From Jeff Amechi Agbodo, Onitsha
The United Nations under the auspices of the United Nations Educational Scientific and Cultural Organization (UNESCO) has been urged to accord Obosi Longivity festival known as ‘Ito Ogbo’ in Anambra State recognition and designate the first Saturday in March of every year as International Day for the Elderly.
An elder statesman and a Medical practitioner Dr. Godson Onochie Amechi who made the appeal said that UNESCO should include it as a festival of note in the world calendar of cultural records.
Dr. Amechi in his lecture titled Ito Ogbo’ Obosi, Sustaining the Culture of Longivity said that the federal government has accorded the festival recognition in 2021 when a delegation from federal ministry of Information and Culture graced the occasion.

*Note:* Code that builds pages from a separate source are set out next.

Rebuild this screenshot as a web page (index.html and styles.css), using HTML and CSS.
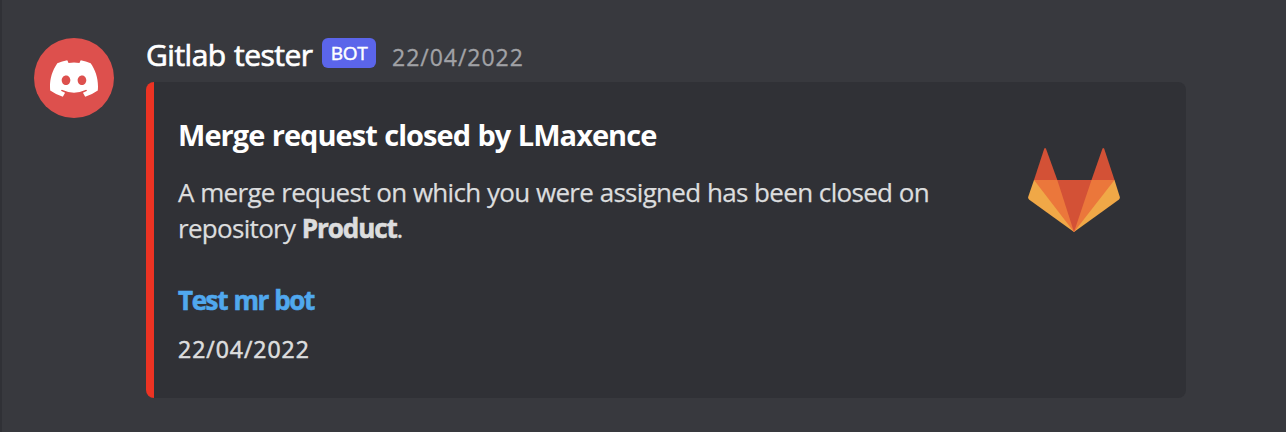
FILE: index.html
```html
<!DOCTYPE html>
<html lang="en">
<head>
<meta charset="utf-8">
<title>Gitlab tester</title>
<link rel="stylesheet" href="styles.css">
</head>
<body>
<article class="message">
  <div class="avatar">
    <svg class="avatar-logo" viewBox="0 0 127.14 96.36" aria-hidden="true"><path d="M107.7,8.07A105.15,105.15,0,0,0,81.47,0a72.06,72.06,0,0,0-3.36,6.83A97.68,97.68,0,0,0,49,6.83,72.37,72.37,0,0,0,45.64,0,105.89,105.89,0,0,0,19.39,8.09C2.79,32.65-1.71,56.6.54,80.21h0A105.73,105.73,0,0,0,34,96.36L40,86L28.75,80.3L31.41,78.07a75.57,75.57,0,0,0,64.32,0L98.4,80.3L87.2,86L93.2,96.36A105.25,105.25,0,0,0,126.6,80.22h0C129.24,52.84,122.09,29.11,107.7,8.07ZM42.45,65.69C36.18,65.69,31,60,31,53s5-12.74,11.43-12.74S54,46,53.89,53,48.84,65.69,42.45,65.69Zm42.24,0C78.41,65.69,73.25,60,73.25,53s5-12.74,11.44-12.74S96.23,46,96.12,53,91.08,65.69,84.69,65.69Z"/></svg>
  </div>
  <div class="content">
    <header class="header">
      <span class="author">Gitlab tester</span>
      <span class="badge">BOT</span>
      <time class="timestamp">22/04/2022</time>
    </header>
    <section class="embed">
      <div class="embed-body">
        <h1 class="title">Merge request closed by LMaxence</h1>
        <p class="description">A merge request on which you were assigned has been closed on<br>repository <strong>Product</strong>.</p>
        <a class="link">Test mr bot</a>
        <time class="footer">22/04/2022</time>
      </div>
      <svg class="thumbnail" viewBox="0 0 92 84" aria-hidden="true">
        <path fill="#d35136" d="M6 32 16.2.8q.8-1.6 1.8 0L29.3 32Z"/>
        <path fill="#d35136" d="M63.5 32 74.4.8q.8-1.6 1.8 0L86.5 32Z"/>
        <path fill="#f0a847" d="M6 32 .3 48.5q-.6 2 1 3.3L46 84 90.7 51.8q1.6-1.3 1-3.3L86.5 32Z"/>
        <path fill="#eb773b" d="M6 32H86.5L46 84Z"/>
        <path fill="#d35136" d="M29.3 32H63.5L46 84Z"/>
      </svg>
    </section>
  </div>
</article>
</body>
</html>
```
FILE: styles.css
```css
* { box-sizing: border-box; }
body {
  margin: 0;
  height: 432px;
  overflow: hidden;
  background: #38393e;
  border-left: 2px solid #303136;
  font-family: "Open Sans", "Noto Sans", sans-serif;
  color: #dcddde;
}
.message { display: flex; gap: 32px; padding: 38px 0 0 32px; }
.avatar {
  display: flex; align-items: center; justify-content: center;
  width: 80px; height: 80px; border-radius: 50%; background: #dd504d;
}
.avatar-logo { width: 48px; height: 37px; fill: #fff; }
.content { width: 1040px; }
.header { display: flex; height: 44px; white-space: nowrap; }
.author { width: 176px; font-size: 30px; line-height: 34px; letter-spacing: -0.5px; word-spacing: 1px; -webkit-text-stroke: 0.7px; color: #fff; }
.badge {
  width: 54px; height: 30px; border-radius: 6px; background: #5b65ea;
  color: #fff; font-size: 19px; line-height: 30px; letter-spacing: -0.3px; -webkit-text-stroke: 0.5px; text-align: center;
}
.timestamp { margin-left: 16px; font-size: 23px; line-height: 39px; letter-spacing: 0.98px; -webkit-text-stroke: 0.3px; color: #a1a2a6; }
.embed {
  display: flex; justify-content: space-between;
  height: 316px; padding: 32px 66px 0 24px;
  background: #303136; border-left: 8px solid #ec3323; border-radius: 8px;
}
.embed-body { display: flex; flex-direction: column; white-space: nowrap; }
.title { margin: 0; font-size: 29px; line-height: 42px; font-weight: 700; letter-spacing: -0.96px; word-spacing: 0.8px; color: #fff; }
.description { margin: 18px 0 0; font-size: 26px; line-height: 36px; letter-spacing: -0.69px; word-spacing: 0.4px; -webkit-text-stroke: 0.25px; }
.description strong { font-weight: 700; letter-spacing: -1.1px; -webkit-text-stroke: 0.6px; }
.link { margin-top: 37px; font-size: 26px; line-height: 34px; font-weight: 700; letter-spacing: -1.4px; word-spacing: 1px; -webkit-text-stroke: 0.6px; color: #50a8ee; }
.footer { margin-top: 16px; font-size: 23px; line-height: 32px; letter-spacing: 0.98px; -webkit-text-stroke: 0.6px; }
.thumbnail { width: 92px; height: 84px; margin-top: 34px; flex: none; }
```
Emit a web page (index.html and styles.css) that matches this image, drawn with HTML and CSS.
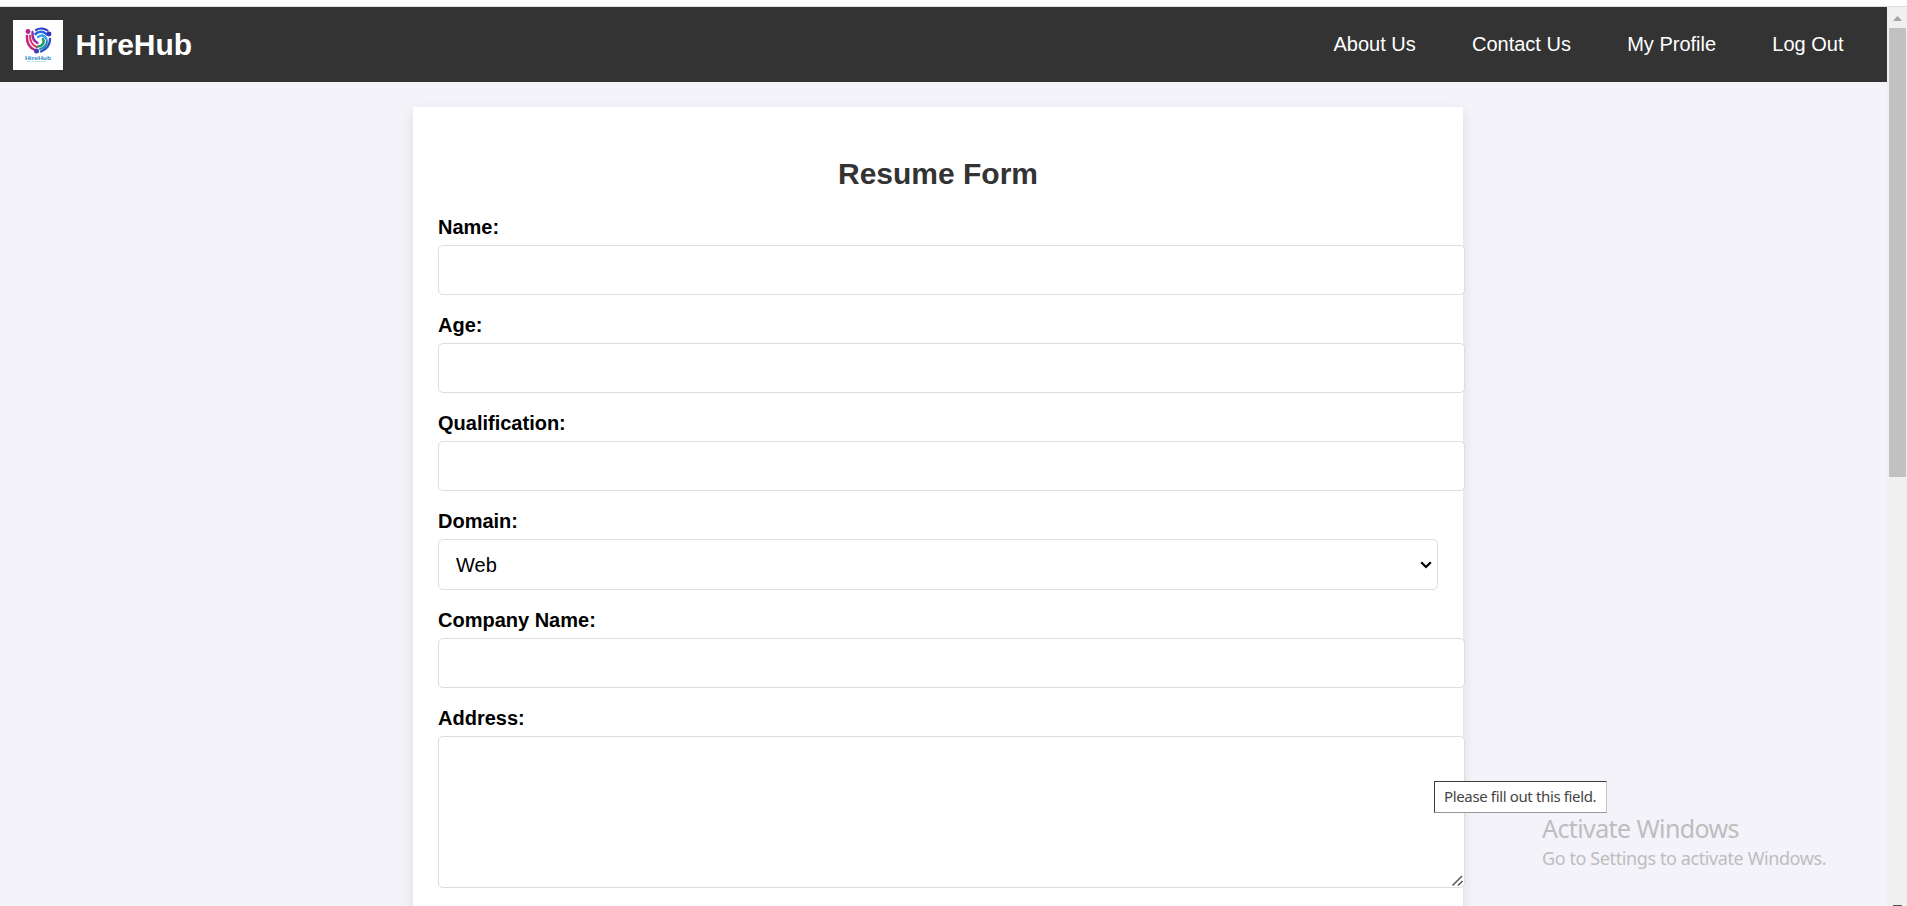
FILE: index.html
```html
<!DOCTYPE html>
<html lang="en">
<head>
<meta charset="utf-8">
<title>HireHub</title>
<link rel="stylesheet" href="styles.css">
</head>
<body>
<div class="top-edge"></div>
<div class="viewport">
  <div class="page">
    <header class="header">
      <svg class="logo" viewBox="0 0 50 50" role="img" aria-label="HireHub">
        <rect width="50" height="50" fill="#fff"/>
        <g fill="none" stroke-linecap="round">
          <path d="M14 16C13.500 23 17 28 22 30" stroke="#c32483" stroke-width="2.400"/>
          <path d="M17 15.500C17 21 19 25 23.500 27" stroke="#e0355f" stroke-width="2"/>
          <path d="M19.500 12C19 18 20.500 21 24.500 23" stroke="#8d2fa6" stroke-width="2.400"/>
          <path d="M23 10C27 7.500 32 8.500 34.500 10.500" stroke="#2d3fc4" stroke-width="2.200"/>
          <path d="M22.500 14C26 10.500 31 11.500 34 14.500" stroke="#2567e0" stroke-width="2.600"/>
          <path d="M25 17C29 14 32 16 33.500 19" stroke="#36a0ea" stroke-width="2.400"/>
          <path d="M37 19C37 25 33 29.500 28 31.500" stroke="#2a52c8" stroke-width="2.400"/>
          <path d="M34 21C34 25 31 28 27 29" stroke="#2585b8" stroke-width="2"/>
          <path d="M30 19C32 23 29 26.500 25 26.500" stroke="#1f9d6c" stroke-width="2.600"/>
        </g>
        <circle cx="15" cy="11.500" r="2.400" fill="#b8228c"/>
        <circle cx="36" cy="14" r="2.400" fill="#3433b5"/>
        <circle cx="23.500" cy="31" r="2.500" fill="#3d3fae"/>
        <text class="logo-name" x="12" y="39.500" textLength="26" lengthAdjust="spacingAndGlyphs">HireHub</text>
        <path d="M14 41.500h20" stroke="#a8e6dc" stroke-width="1.200" stroke-dasharray="3 1"/>
      </svg>
      <span class="brand">HireHub</span>
      <nav class="nav"><a>About Us</a><a>Contact Us</a><a>My Profile</a><a>Log Out</a></nav>
    </header>
    <main class="card">
      <h2 class="title">Resume Form</h2>
      <form class="form">
        <label class="label" for="name">Name:</label>
        <input class="field" id="name" type="text">
        <label class="label" for="age">Age:</label>
        <input class="field" id="age" type="text">
        <label class="label" for="qualification">Qualification:</label>
        <input class="field" id="qualification" type="text">
        <label class="label" for="domain">Domain:</label>
        <div class="select-wrap">
          <select class="field select" id="domain"><option>Web</option></select>
          <svg class="chevron" viewBox="0 0 12 8"><path d="M1.200 1.200L6 6l4.800-4.800" fill="none" stroke="#000" stroke-width="2.200"/></svg>
        </div>
        <label class="label" for="company">Company Name:</label>
        <input class="field" id="company" type="text">
        <label class="label" for="address">Address:</label>
        <div class="area-wrap">
          <textarea class="field area" id="address"></textarea>
          <svg class="grip" viewBox="0 0 11 11"><path d="M.5 10.500l9.500-9.500M6 10.500L10.500 6" fill="none" stroke="#555" stroke-width="1.500"/></svg>
        </div>
      </form>
    </main>
  </div>
  <div class="scrollbar">
    <svg class="arrow" viewBox="0 0 20 21"><path d="M6 14h9l-4.500-5z" fill="#a3a3a3"/></svg>
    <div class="thumb"></div>
    <div class="arrow-down"></div>
  </div>
</div>
<div class="tooltip">Please fill out this field.</div>
<div class="watermark">
  <div class="wm-title">Activate Windows</div>
  <div class="wm-text">Go to Settings to activate Windows.</div>
</div>
</body>
</html>
```
FILE: styles.css
```css
* { box-sizing: border-box; }
body {
  margin: 0;
  height: 906px;
  overflow: hidden;
  display: flex;
  flex-direction: column;
  font-family: "Liberation Sans", Arial, sans-serif;
  background: #f4f3f9;
}
.top-edge { height: 7px; flex: none; background: #fff; border-bottom: 1px solid #dadcdf; }
.viewport { display: flex; height: 899px; }
.page { flex: 1; height: 899px; overflow: hidden; }
.header {
  height: 75px;
  background: #333;
  color: #fff;
  display: flex;
  align-items: center;
  padding: 0 43.500px 0 13px;
}
.logo { width: 50px; height: 50px; }
.logo-name { font: bold 5px "Liberation Sans", sans-serif; fill: #2787cf; }
.brand { margin-left: 12.500px; font-size: 30px; font-weight: bold; line-height: 34px; }
.nav { margin-left: auto; display: flex; gap: 56.250px; font-size: 20px; line-height: 24px; padding-bottom: 2px; }
.card {
  width: 1050px;
  height: 1000px;
  margin: 25px 0 0 413px;
  padding: 50px 25px 0;
  background: #fff;
  box-shadow: 0 5px 12.500px rgba(0, 0, 0, .1);
}
.title { margin: 0; text-align: center; font-size: 30px; line-height: 34px; color: #333; }
.form { padding-top: 22px; }
.label { display: block; font-size: 20px; font-weight: bold; line-height: 23px; padding-top: 3px; height: 32px; }
.field {
  display: block;
  width: 1027px;
  height: 50px;
  margin: 0 0 16px;
  padding: 12px;
  border: 1px solid #ddd;
  border-radius: 5px;
  background: #fff;
  color: #000;
  font: 20px "Liberation Sans", Arial, sans-serif;
}
.select-wrap, .area-wrap { position: relative; }
.select { width: 1000px; height: 51px; appearance: none; padding-left: 17px; }
.chevron { position: absolute; right: 6px; top: 22px; width: 12px; height: 8px; }
.area-wrap { width: 1027px; }
.area { height: 152px; resize: none; }
.grip { position: absolute; right: 2px; bottom: 2px; width: 11px; height: 11px; }
.scrollbar { width: 20px; background: #f0f0f0; display: flex; flex-direction: column; }
.arrow { width: 20px; height: 21px; flex: none; }
.thumb { width: 17px; height: 449px; margin-left: 2px; background: #c1c1c1; }
.arrow-down { margin: auto 0 0 6px; width: 9px; height: 1px; background: #505050; }
.tooltip {
  position: absolute;
  left: 1434px;
  top: 781px;
  width: 173px;
  height: 32px;
  padding-left: 9px;
  border: 1px solid #3c3c3c;
  border-right-color: #c4c4c4;
  border-bottom-color: #969696;
  background: #fff;
  color: #444;
  font: 15px/28px "Noto Sans", sans-serif;
  letter-spacing: -.36px;
  white-space: nowrap;
}
.watermark {
  position: absolute;
  left: 1542px;
  top: 812px;
  color: #bdbdc0;
  font-family: "Noto Sans", sans-serif;
  white-space: nowrap;
}
.wm-title { font-size: 25px; line-height: 32px; letter-spacing: -.6px; }
.wm-text { font-size: 18px; line-height: 28px; letter-spacing: -.4px; }
```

He said that the festival started as far back as 500 years ago, saying that the festival has mythological origin and as the Greek civilization grew out of Greek mythologies so has the unique festival grown to become the corner stone of Obosi people’s life.
The lecturer said that Ito Ogbo’ is different from birthday celebration, stating that Ito Ogbo’ Obosi is a special rite of passage marking when liminality is covenanted in a ceremony that occurs triennially.
According to him, “liminality which describes the threshold moments in one’s life, occurs at every stage of life and when are the fullness of life and living this is specially covenanted, we mark such rite of passage as Ito Ogbo’ Obosi.
“A person who has attained the ripe age of 80 and was not covenanted but Ndi Obosi in a ceremony called Ito Ogbo’ cannot answer Ogbueshi or Nwanyi Nokwudo eshi. Such a person though as an elder cannot adorn the insignia of that covenant which is red cap for men and special ornamental adornment for women. Obosi people do not ask someone his or her age but will ask what is your name of the person’s age grade?
“Ito Ogbo marks the day of ritual remembrance and reflection on the vicissitudes, the failures, the triumphs, the betrayals, the humiliations, the frustrations, the near escapes from death and the subsequent resurrections, the successes and the dashed hopes the elderly did meet in life and what these have translated into as a celebration of life and the subsequent canonization as Ogbueshi Tolu Ogbo’.
“This is the moment if reflection when one gets the opportunity to look back again and again at the revers crossed, the gates opened and walked on and the various threshold moments one had passed over.
“The person undergoing this rite at Ito Ogbo’ looks with gratitude to God that he or she lived and was able to come this far. The person remembers that not all who started this race with him or her is ending it in this rite of passage. It is this realization that gives the rite it’s momentum and calls for it’s celebration and it’s canonisation.
“It reminds the celebrator the finitude of human existence and how brief this life has come to be because those years of toil and sweat that looked interminable, have come to be like the morning dews that soon passes away. Ito Ogbo’ parrels the myth making of human race through ritual remembrance” Dr. Amechi stated.